Like Delgadillo, Adina Austin has a diverse background that includes over a decade working in the nonprofit sector. Austin is a licensed marriage and family therapist who came from a six-year stint with the San Benito County Office of Education, as the SELPA-ERMHS (Educational Related Mental Health Services) Program Coordinator. Austin’s role was to ensure students within special education received their mental health support and services. With districts increasingly handling therapy on site, she moved over to the Hollister School District to be part of the development to provide mental health support for all students within the district.

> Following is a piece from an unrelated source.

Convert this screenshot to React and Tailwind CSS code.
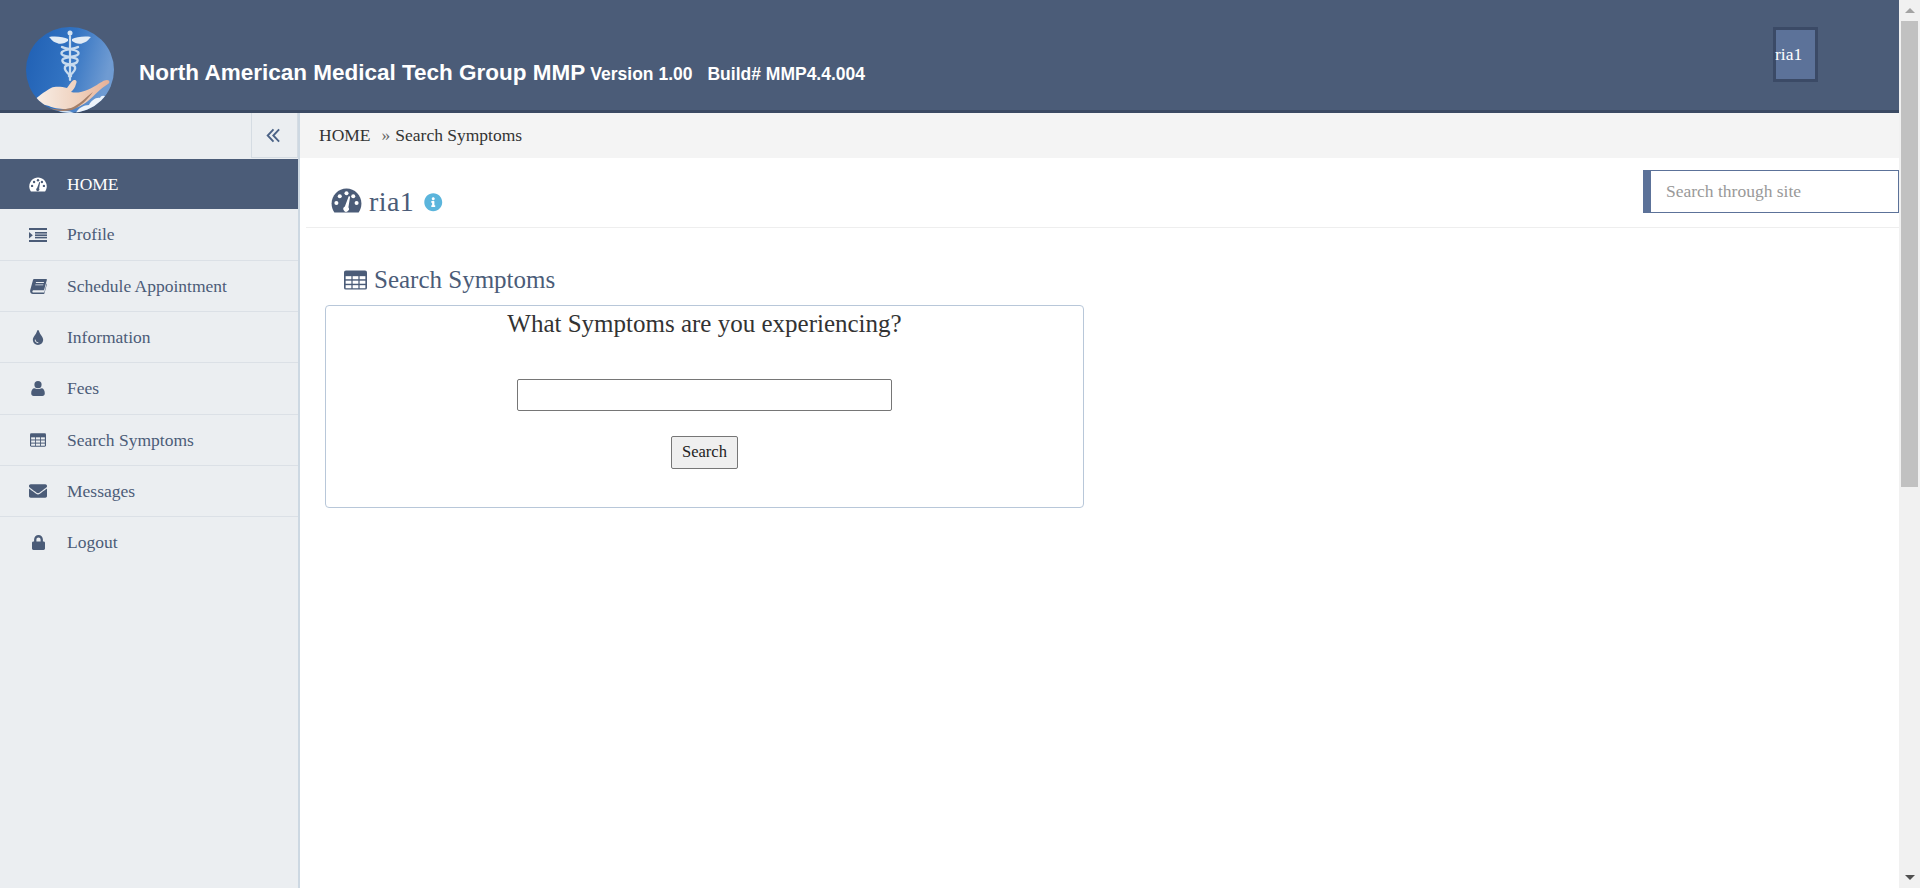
import React from "react";
import { FaTint, FaEnvelope, FaLock, FaInfoCircle } from "react-icons/fa";

function Logo() {
  return (
    <svg viewBox="0 0 88 86" className="h-[86px] w-[88px] shrink-0">
      <defs>
        <linearGradient id="sky" x1="0" y1="0" x2="1" y2="0.25">
          <stop offset="0" stopColor="#1f5fb3" />
          <stop offset="0.55" stopColor="#3273c2" />
          <stop offset="1" stopColor="#6f9bd2" />
        </linearGradient>
        <linearGradient id="skin" x1="0" y1="0" x2="1" y2="0">
          <stop offset="0" stopColor="#f8efe8" />
          <stop offset="0.6" stopColor="#efd0bc" />
          <stop offset="1" stopColor="#e6b097" />
        </linearGradient>
        <filter id="soft"><feGaussianBlur stdDeviation="0.45" /></filter>
        <clipPath id="disc"><ellipse cx="44" cy="43" rx="44" ry="43" /></clipPath>
      </defs>
      <g clipPath="url(#disc)">
        <rect width="88" height="86" fill="url(#sky)" />
        <g filter="url(#soft)">
          <path d="M50 86c2-5 8-8 13-8 2-4 7-8 11-7 1-3 5-3 7 0l7 4v11z" fill="#edf3fa" />
          <path d="M30 86c6-3 12-3 18 0z" fill="#d5e4f3" />
          <g fill="none" stroke="#c8dbee" strokeLinecap="round">
            <path d="M44 9v44" strokeWidth="2.200" />
            <path d="M36 20c3 2 14 2 16 5s-2 4-8 5-9 2-7 5 11 2 12 5-2 6-6 9" strokeWidth="2.400" />
            <path d="M52 20c-3 2-14 2-16 5s2 4 8 5 9 2 7 5-11 2-12 5 2 6 6 9" strokeWidth="2.400" />
          </g>
          <circle cx="44" cy="6" r="2.500" fill="#d5e3f1" />
          <path d="M42 12c-4-2-12-3-19-2 3 3 4 5 8 6 4 2 8 0 11-2z" fill="#e1ebf5" />
          <path d="M46 12c4-2 12-3 19-2-3 3-4 5-8 6-4 2-8 0-11-2z" fill="#e1ebf5" />
          <path d="M8 74c3-4 10-9 17-13 5-2 11-1 16 0 2-2 4-7 7-8 3 0 3 2 2 4-1 4-3 6-5 8 9 2 17-2 24-6 5-3 9-6 12-6 3 0 3 3 1 4-7 4-13 11-20 17-6 5-13 8-22 8-8 0-13-1-17-3-5-1-11-3-15-5z" fill="url(#skin)" />
          <path d="M20 80c8 3 18 3 25 1 8-3 14-10 22-16-6 8-13 15-21 18-9 2-19 1-26-3z" fill="#a57f68" />
        </g>
      </g>
    </svg>
  );
}

function Gauge({ className }) {
  return (
    <svg viewBox="0 0 32 26" className={className}>
      <path fill="currentColor" d="M16 .5C7.400.5.500 7.500.500 16.200c0 3.500 1 6.800 2.900 9.300h25.200c1.900-2.500 2.900-5.800 2.900-9.300C31.500 7.500 24.600.5 16 .5z" />
      <g fill="var(--dot)">
        <circle cx="16" cy="5.500" r="2.100" />
        <circle cx="9" cy="8.500" r="2.100" />
        <circle cx="23" cy="8.500" r="2.100" />
        <circle cx="5.500" cy="15.500" r="2.100" />
        <circle cx="26.500" cy="15.500" r="2.100" />
        <path d="M18.300 8.500l1.500.4-1.800 11.200a2.900 2.900 0 1 1-3.700-.9z" />
      </g>
    </svg>
  );
}

function TableIcon({ className }) {
  return (
    <svg viewBox="0 0 24 20" className={className}>
      <rect x="0" y="0" width="24" height="20" rx="2" fill="currentColor" />
      <g fill="var(--dot)">
        {[1.700, 9, 16.300].map((x) =>
          [6, 10.700, 15.400].map((y) => <rect key={`${x}-${y}`} x={x} y={y} width="6" height="3.200" />)
        )}
      </g>
    </svg>
  );
}

function IndentIcon({ className }) {
  return (
    <svg viewBox="0 0 18 14" className={className} fill="currentColor">
      <rect width="18" height="2" />
      <rect x="6" y="4" width="12" height="1.600" />
      <rect x="6" y="6.400" width="12" height="1.600" />
      <rect x="6" y="8.800" width="12" height="1.600" />
      <rect y="12" width="18" height="2" />
      <path d="M0 4v6.500L3.800 7.200z" />
    </svg>
  );
}

function BookIcon({ className }) {
  return (
    <svg viewBox="0 0 17 15" className={className} fill="currentColor">
      <path d="M4 0h12.300c.5 0 .7.400.6.800L14 11.300H3.500c-1.300 0-1.600 2.300-.2 2.300h10.900l2.400-9 .4.300-2.600 9.600c-.1.300-.3.500-.7.500H3c-2.100 0-3.400-1.900-2.700-4.200L3 1C3.200.4 3.500 0 4 0z" />
      <path d="M6 3h8l-.2.900h-8zM5.400 5.400h8l-.2.900h-8z" fill="#ebeef1" />
    </svg>
  );
}

function UserIcon({ className }) {
  return (
    <svg viewBox="0 0 14 15" className={className} fill="currentColor">
      <circle cx="7" cy="3.700" r="3.600" />
      <path d="M.2 12.300C.2 9.300 1.500 7.300 3.500 7.300c1.200 1 5.800 1 7 0 2 0 3.300 2 3.300 5 0 1.700-1 2.700-2.400 2.700H2.600C1.200 15 .2 14 .2 12.300z" />
    </svg>
  );
}

const items = [
  [IndentIcon, "Profile", "h-[14px] w-[18px]", "h-[52px]"],
  [BookIcon, "Schedule Appointment", "h-[15px] w-[17px]", "h-[51px]"],
  [FaTint, "Information", "h-[15px] w-[12px]", "h-[51px]"],
  [UserIcon, "Fees", "h-[15px] w-[14px]", "h-[52px]"],
  [TableIcon, "Search Symptoms", "h-[14px] w-[16px] [--dot:#ebeef1]", "h-[51px]"],
  [FaEnvelope, "Messages", "h-[18px] w-[18px]", "h-[51px]"],
  [FaLock, "Logout", "h-[15px] w-[13px]", "h-[51px]"],
];

export default function App() {
  return (
    <div className="flex h-[888px] w-[1920px] overflow-hidden bg-white font-['Liberation_Serif',serif]">
      <div className="flex w-[1899px] flex-col">
        <header className="flex h-[113px] shrink-0 items-end border-b-[3px] border-[#3b4a63] bg-[#4b5c78] pl-[26px]">
          <div className="-mb-[3px]"><Logo /></div>
          <div className="mb-[23px] ml-[25px] flex items-baseline font-['Liberation_Sans',sans-serif] font-bold text-white">
            <span className="text-[22.5px] leading-[28px]">North American Medical Tech Group MMP</span>
            <span className="ml-[5px] text-[17.5px]">Version 1.00</span>
            <span className="ml-[15px] text-[17.5px]">Build# MMP4.4.004</span>
          </div>
          <div className="mb-[28px] ml-auto mr-[81px] flex h-[55px] w-[45px] items-center border-[3px] border-[#3b4a66] bg-[#5c7299] text-[17.5px] text-white">
            <span className="-ml-px">ria1</span>
          </div>
        </header>
        <div className="flex min-h-0 flex-1">
          <aside className="w-[300px] shrink-0 border-r-2 border-[#cdd8e2] bg-[#ebeef1]">
            <div className="flex h-[45px] justify-end">
              <div className="flex w-[47px] items-center justify-center border-x border-b border-[#d5dce3] pr-[2px]">
                <svg viewBox="0 0 16 16" className="h-[15px] w-[15px]" fill="none" stroke="#4b6286" strokeWidth="2">
                  <path d="M8 1.500 1.800 8 8 14.500M14 1.500 7.800 8 14 14.500" />
                </svg>
              </div>
            </div>
            <nav className="mt-px text-[17.5px]">
              <div className="flex h-[50px] items-center bg-[#4b5c78] text-white">
                <span className="flex w-[67px] justify-center pl-[9px]">
                  <Gauge className="h-[15px] w-[18px] [--dot:#4b5c78]" />
                </span>
                <span>HOME</span>
              </div>
              {items.map(([Icon, label, size, height]) => (
                <div key={label} className={`flex ${height} items-center border-b border-[#dbe0e6] text-[#4b5c78] last:border-b-0`}>
                  <span className="flex w-[67px] justify-center pl-[9px]"><Icon className={size} /></span>
                  <span>{label}</span>
                </div>
              ))}
            </nav>
          </aside>
          <main className="min-w-0 flex-1">
            <div className="flex h-[45px] items-center bg-[#f4f4f4] pl-[19px] text-[17.5px] text-[#333]">
              <span>HOME</span>
              <span className="ml-[11px] text-[#666]">»</span>
              <span className="ml-[5px]">Search Symptoms</span>
            </div>
            <div className="relative ml-[6px] flex h-[70px] items-start border-b border-[#eeeeee] pl-[25px] pt-[30px]">
              <Gauge className="h-[25px] w-[31px] text-[#4b5c78] [--dot:#ffffff]" />
              <span className="ml-[7px] -mt-[2px] text-[28px] leading-[31px] tracking-[0.4px] text-[#4b5c78]">ria1</span>
              <FaInfoCircle className="ml-[10px] mt-[5px] text-[18.5px] text-[#5bb5dc]" />
              <div className="absolute right-0 top-[12px] flex h-[43px] w-[256px] items-center border border-l-[8px] border-[#5c7299] bg-white pl-[15px] text-[17.5px] text-[#999]">
                Search through site
              </div>
            </div>
            <section className="ml-[25px] mt-[36px]">
              <div className="flex items-center pl-[19px] text-[25px] leading-[32px] text-[#4b5c78]">
                <TableIcon className="h-[20px] w-[23px] [--dot:#ffffff]" />
                <span className="ml-[7px]">Search Symptoms</span>
              </div>
              <div className="mt-[9px] flex h-[203px] w-[759px] flex-col items-center rounded-[4px] border border-[#b8c7d9] text-[#333]">
                <div className="mt-[2px] text-[25px] leading-[32px]">What Symptoms are you experiencing?</div>
                <div className="mt-[39px] h-[32px] w-[375px] rounded-[2px] border border-[#767676] bg-white" />
                <button className="mt-[25px] h-[33px] w-[67px] rounded-[2px] border border-[#767676] bg-[#efefef] text-[16.5px] text-[#222]">Search</button>
              </div>
            </section>
          </main>
        </div>
      </div>
      <div className="flex w-[21px] flex-col items-center bg-[#f1f1f1]">
        <div className="flex h-[21px] items-center justify-center">
          <div className="h-0 w-0 border-x-[5px] border-b-[5px] border-x-transparent border-b-[#a3a3a3]" />
        </div>
        <div className="h-[466px] w-[17px] bg-[#c1c1c1]" />
        <div className="mt-auto flex h-[21px] items-center justify-center">
          <div className="h-0 w-0 border-x-[5px] border-t-[5px] border-x-transparent border-t-[#505050]" />
        </div>
      </div>
    </div>
  );
}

She said therapists can help with a wide range of issues, such as major depression, anxiety or ADHD. She said while social workers are well rounded, the licensed therapists specifically oversee mental health therapy.

She said the S.E. Team has developed the program “from the ground up” with a referral form and a focused process. She emphasized how every site has its own social-emotional expert. Those experts may meet with a student for 10 to 12 counseling sessions. If there isn’t necessary progress, the case gets moved up to licensed therapists like Austin. The focus is no longer on punishment for students with mental health issues, she said.

“My focus is educating adults, working with students and providing a safe space for students to tell their story,” said Austin, who oversees Cerra Vista School and will assist the Calaveras/AAA campuses when there is a need for a licensed therapist.

She went on: “All of these students have not only experienced a pandemic, but they also come from somewhere unique. Everybody has a different story”.

As for the pandemic, she said there is “a lot of anxiety” on campuses. She said while some students may have actually performed “really well” at home, in other situations parents didn’t have time to help or didn’t know how.

“I just want to be able to provide knowledge and encourage all to have some empathy and understanding, especially the adults, about what our students have endured.”